Gucci was once less irksome. Funnier, too. For how marble-mouthed and obfuscated by slang his bars are, they possess some sharp moments of humor. “Cowards and Soldiers” is supposed to be about how he murders people, but it begins with the line “My traphouse just like Morehouse: I got niggas all around it,” which is a funny historically black college joke, one around which Gucci crafts an entire verse, turning references to sororities and Spelman College over themselves like an axleless wheel tumbling downhill. And in the second verse he sarcastically characterizes his coke as “whiter than Taylor Swift.” The wheel keeps sputtering along, and he never actually gets around to gun talk.

He can also spend unbroken hours talking about little else than things that are shiny, black, loud, and violent. Or he talks about himself. The main conceit of Gucci Mane’s oeuvre is Gucci Mane, and he is all of those things. We know this because he compulsively sings himself all over chintzy synths and 808 ticks, over volumes and volumes of mixtapes, like a rapidly dying memoirist. Over (literally) days worth of music, Gucci sketches some sort of topographical map of himself, coloring in every dollar bill and drawing cartoonish lightning bolts around his nihilism. The map is, in various spots, terrifying, uninteresting, and gorgeous, but the whole thing is rendered in the hazy filter of his perverse grasp of the English language. Gucci’s music arrives to one’s ears like the bending, shifting light from a celestial body. I’m not sure—even after sifting through dozens of releases—that I know Gucci, but I definitely know things about him. (He’s temperamental, for example.) And I only care to learn about him because he talks about Gucci Mane like no one else can.

Gucci’s greatest asset has always been his absurd, carnivorous relationship with language. His best tracks are like watching an artist paint with the brush clutched between his toes. On OJ Da Juiceman’s “Make the Trap Say Aye,” he unfurls this garbled chain of sound: “I’m twerkin’ birds in so we workin’ / Packin’ a truck stop to train a back in / We big flip jug; we tote it off the forklift / The way my plug kick ya think he had a black belt.” He’s talking about cocaine trafficking, but then Springsteen was just talking about factory workers. Dope boys are hip-hop’s factory workers.

So, Gucci Mane takes genre tropes with which rap fans are comfortable, even bored, and haphazardly reassembles them. He builds familiar structures out of LEGOs, but instead of snapping blocks together, he melts and distorts the blocks and builds a skyscraper out of irregular hexagons. He does this like it’s the most normal thing in the world.

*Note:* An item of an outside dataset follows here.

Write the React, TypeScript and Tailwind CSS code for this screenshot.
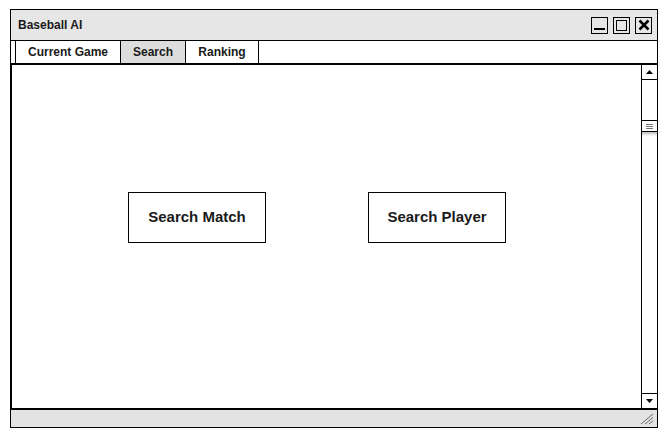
import React from 'react';

const font = { fontFamily: '"Liberation Sans", Arial, sans-serif' };

function WindowButton({ kind }: { kind: 'min' | 'max' | 'close' }) {
  return (
    <div className="w-[17px] h-[17px] border border-black bg-[#e6e6e6] flex items-center justify-center">
      {kind === 'min' && <div className="w-[11px] h-[2px] bg-black mt-[8px]" />}
      {kind === 'max' && <div className="w-[11px] h-[11px] border border-black" />}
      {kind === 'close' && (
        <svg width="12" height="12" viewBox="0 0 12 12">
          <path d="M1.5 1.5L10.5 10.5M10.5 1.5L1.5 10.5" stroke="black" strokeWidth="2.6" />
        </svg>
      )}
    </div>
  );
}

export default function App() {
  const tabs = ['Current Game', 'Search', 'Ranking'];
  return (
    <div className="w-[668px] h-[435px] bg-white pl-[10px] pt-[9px]" style={font}>
      <div className="w-[648px] h-[419px] border border-black flex flex-col">
        {/* Title bar */}
        <div className="h-[31px] bg-[#e6e6e6] border-b border-black flex items-center pl-[7px] pr-[5px]">
          <span className="text-[12px] font-bold text-[#1a1a1a]">Baseball AI</span>
          <div className="ml-auto flex gap-[5px]">
            <WindowButton kind="min" />
            <WindowButton kind="max" />
            <WindowButton kind="close" />
          </div>
        </div>
        {/* Tabs */}
        <div className="h-[22px] flex pl-[4px]">
          {tabs.map((t) => (
            <div
              key={t}
              className={`h-full border-l border-black last:border-r flex items-center justify-center text-[12px] font-bold text-[#1a1a1a] ${
                t === 'Search' ? 'bg-[#dddddd] w-[65px]' : t === 'Current Game' ? 'w-[105px]' : 'w-[74px]'
              }`}
            >
              {t}
            </div>
          ))}
        </div>
        {/* Content */}
        <div className="flex-1 border-t-2 border-b-2 border-l border-black flex">
          <div className="flex-1 flex items-start pt-[127px] pl-[116px] gap-[102px]">
            <button className="w-[138px] h-[51px] border border-black bg-white text-[15px] font-bold text-[#1a1a1a]">
              Search Match
            </button>
            <button className="w-[138px] h-[51px] border border-black bg-white text-[15px] font-bold text-[#1a1a1a]">
              Search Player
            </button>
          </div>
          {/* Scrollbar */}
          <div className="w-[16px] border-l border-black flex flex-col">
            <div className="h-[15px] border-b border-black flex items-center justify-center">
              <svg width="7" height="4" viewBox="0 0 7 4"><path d="M0 4L3.5 0L7 4Z" fill="black" /></svg>
            </div>
            <div className="flex-1 flex flex-col">
              <div className="h-[40px]" />
              <div className="h-[12px] border-t border-b border-black flex flex-col items-center justify-center gap-[1px] bg-white">
                <div className="w-[7px] h-px bg-[#777]" />
                <div className="w-[7px] h-px bg-[#777]" />
                <div className="w-[7px] h-px bg-[#777]" />
              </div>
              <div className="h-[4px] bg-gradient-to-b from-[#bbb] to-white" />
            </div>
            <div className="h-[15px] border-t border-black flex items-center justify-center">
              <svg width="7" height="4" viewBox="0 0 7 4"><path d="M0 0L3.5 4L7 0Z" fill="black" /></svg>
            </div>
          </div>
        </div>
        {/* Status bar */}
        <div className="h-[17px] bg-[#e3e3e3] flex items-end justify-end pr-[3px] pb-[2px]">
          <svg width="14" height="12" viewBox="0 0 14 12">
            <path d="M1 11L13 1M5 11L13 4.5M9 11L13 8" stroke="#666" strokeWidth="1" />
          </svg>
        </div>
      </div>
    </div>
  );
}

I remember a specific episode of MTV Cribs in which Lil Wayne was showing off a chain that featured a gigantic, iced-out New Orleans Hornets logo. It was a mesmerizingly stupid piece of jewelry. The hip-hop universe is littered with these ugly, luminescent things: Gucci himself has a Bart Simpson chain; Rick Ross frequently wears one modeled after his own face; even a talentless moron like Plies has a diamond-encrusted pendant shaped like a skimask-clad goon. If you have ever attended a rap show, you have also realized these sparkly status symbols are sort of hypnotic. In the correct lighting, one has a small epiphany: the guy on stage is wearing a $300k magnet around his neck, and it is very, very shiny.

Gucci Mane doesn’t just drape these expensive ornaments over his clothes, he embodies them on a metaphysical level. He is the personification of one of hip-hop’s emblems—the Rapper’s Gaudy Chain made skin, ink, muscles, and flow. He is at once disgusting, troublesome, and brilliant. And sometimes just one of those things. One of Gucci’s stickier hooks—from chain anthem “Excuse Me”—is an incantation that begins with facetious apology: “Please pardon me, please pardon me / I’m sorry I’m so sparkly.” It’s chain talk, and, by extension, Gucci talk. The grossest, shiniest talk.